The fantastical elements of the story have a certain charm
at the starting. There is such fun in this story telling, such pleasure taken
in the way Usman Malik describes the jinn, or in the narrative he is setting
up. At the beginning, you can almost see the author having fun with the story.
The description of the eucalyptus jinn varied seasonally. In
summertime, his cheeks were scorched, his eyes red rimmed like the midday sun.
Come winter, his lips were blue and his eyes misty, his touch cold like damp
roots. On one thing everyone agreed: if he laid eyes on you, you were a goner.
But of course this only lasts a short while. A child gets
injured near the tree, rumours spread of him being possessed by the jinn, he
emits a seemingly inane statement (The lightning trees are dying), and soon adults are clamouring for the
huge, years-old tree — probably a historical entity at this point — to be cut down.
“The tree,” said the officer, “needs to go.”
“Over my dead body,” said the princess. “It was planted by my
forefathers. It’s a relic, it’s history.”
“It’s a public menace.”
Zeenat Begum tries to keep the tree safe but to no avail.
Meanwhile the grandfather, young and worried about the princess, dreams about
the eucalyptus jinn being flung through space and time. And then, before anyone
can actually do more than argue about bringing the tree down, a lightning
strike hits the eucalypstus and it blows up into a million pieces. No joke.
The eucalyptus exploded into a thousand pieces, the burning limbs
crackling and sputtering in the thunderstorm that followed.
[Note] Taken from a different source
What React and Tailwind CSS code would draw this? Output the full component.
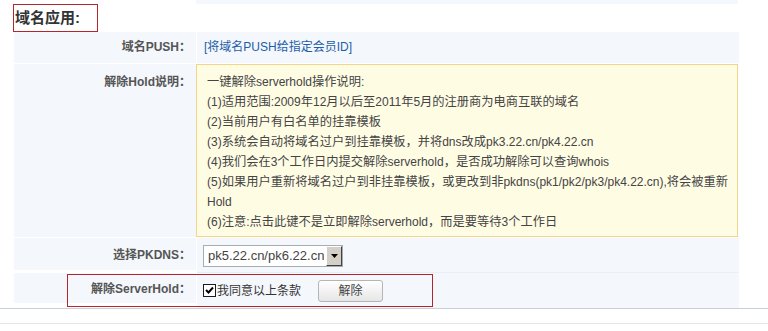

The Mughal Princess decides she’s had had enough of the
crazy adults and besides, she misses the jinn meant to protect her forever and
ever, so she decides to leave, but not before telling our nameless grandfather
to dig under the tree at the right time to find ‘the map to the memory of
heaven.’
“Something old and secret rests under that tree and it’s not for human
eyes.”
I’m not making any of this up. At this point I was preparing
myself mentally for the wacko, because I could already feel the weirdness
creeping into the story. But fast forward into the future where our protagonist
is involved in some very boring relationship drama and it all goes really outlandish.
“We’ve been together for three years and you still find excuses to
steer me away from your family. This cultural thing that you claim to resent,
you seem almost proud of it.”
It’s sad that the
relationship drama is so incapable of keeping our attention, since our
protagonist basically has no other real, valid interactions with anyone except
his parents and his girlfriend, Sara. I found myself incapable of caring about Sara’s
confusion or irritation when, upon the grandfather’s death, our protagonist
discovers the grandfather’s journals and stumbles upon a new discovery.
Gramps thought jinns weren’t devil-horned creatures bound to a lamp or,
for that matter, a tree.
They were flickers of cosmic consciousness.
Um. Okay. If you
say so, buddy. So now jinn are involved with the creation myth. Or rather,
there’s a new creation myth. Our budding hero, bored with his boring,
privileged life, sets off to ‘discover himself’, and along the way figure out
what the hell his grandfather was talking about.
“Shut up,” I
whispered. “He was senile. Must have been completely insane. I don’t believe a
word of it.”
But when Sara came
that evening, I told her I believed, I really did.
And this is the point where I must stop, because what
happens when he reaches his grandfather’s homeland Pakistan, and what he finds
there, was too much for my brain to take in.
The age of wonders shivered and died when the world changed.
Now I could argue that I was sleepy/work-burdened/unable to
appreciate the apparently super complex mastery of what Usman Malik was trying
to say. And all of these would be valid arguments. But also, the story really
is seriously bizarre. I vaguely know there was something about a lot of jinn
going on a Great Migration, and a cup of memory called the Jaam, and a carpet
that glows, but beyond that I have no idea what really happened.
“The Jaam gave me much. Visions, power, perfect knowledge, but it cost
me too. Quite a bit. You can’t stare into the heart of the Unseen and not have
it stare back at you.”
But here’s the truly odd thing: Even with all the
peculiarity, I wouldn’t mind recommending this weird, wacky story to people.
Even though Usman Malik’s writing is strange and out of the ordinary, and I
never understand the endings, it still makes for fun reading. It’s obvious that
he knows how to write well — when he’s writing normal, everyday situations
anyway. The stories might be odd, but they’re also very, very entertaining.
Recommendation
“All good stories leave questions.”
There are two major reasons why I would recommend this story:
first, Usman Malik keeps his writing short and swift and to the point, but
also, it’s a lot of fun to read. The
short, sparse sentences are nicely balanced by the fascinating descriptions of
places, people and even magical entities. But here’s the appeal for the
Pakistani reader: the desi references.
Sprinkled randomly throughout this story you’ll find allusions to things like Juma pocket money or Sharbat; things that we grew up with.
Things we never hear the mention of within this genre. So if for nothing else
then for the pleasure of hearing Rooh
Afza mentioned, everyone should read this.